The Ultimate Guide to Big Data Architecture Patterns

May 29, 2026 35 Min read Technology

Every day, the world generates more than 400 million terabytes of data, according to IDC’s 2024 Global DataSphere forecast. By 2026, global data creation is expected to surpass 180 zettabytes. The question is no longer whether your organization collects data. It’s whether your systems can process, store, and extract value from it fast enough to stay competitive.

This is where big data architecture patterns come in.

Without a clear architectural pattern, teams end up stitching together tools like Apache Kafka, Spark, Snowflake, and S3 in ad hoc ways. The result? Fragile pipelines, ballooning cloud costs, inconsistent data quality, and analytics that decision-makers don’t trust.

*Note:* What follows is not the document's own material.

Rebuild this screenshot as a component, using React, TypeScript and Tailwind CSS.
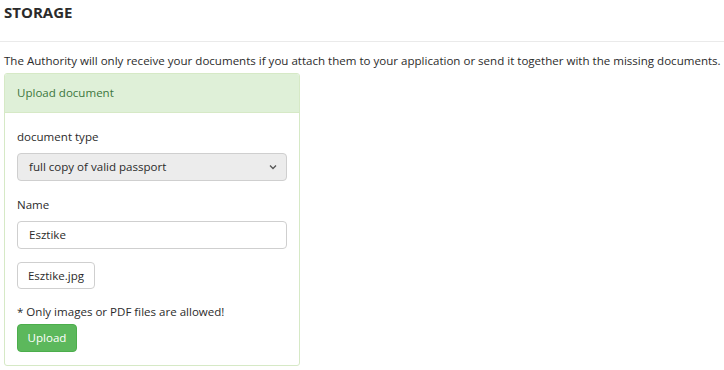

In this comprehensive guide, we’ll break down the most important big data architecture patterns used by modern engineering teams. You’ll learn when to use Lambda vs. Kappa architecture, how event-driven and data mesh patterns reshape organizations, what trade-offs to expect, and how to design systems that scale from gigabytes to petabytes. We’ll cover real-world examples, diagrams, best practices, common pitfalls, and future trends shaping big data architecture in 2026 and beyond.

If you’re a CTO, data engineer, or founder building a data-driven product, this guide will help you design systems that don’t just work today—but scale tomorrow.

What Is Big Data Architecture?

Big data architecture refers to the design patterns, technologies, and workflows used to collect, store, process, and analyze massive volumes of structured and unstructured data. It defines how data flows from sources (applications, IoT devices, APIs) through ingestion systems into storage layers and processing engines before reaching analytics, dashboards, or machine learning models.

At its core, big data architecture solves four challenges:

Volume – Handling terabytes to petabytes of data.
Velocity – Processing streaming data in milliseconds.
Variety – Managing structured, semi-structured, and unstructured formats.
Veracity – Ensuring data quality and reliability.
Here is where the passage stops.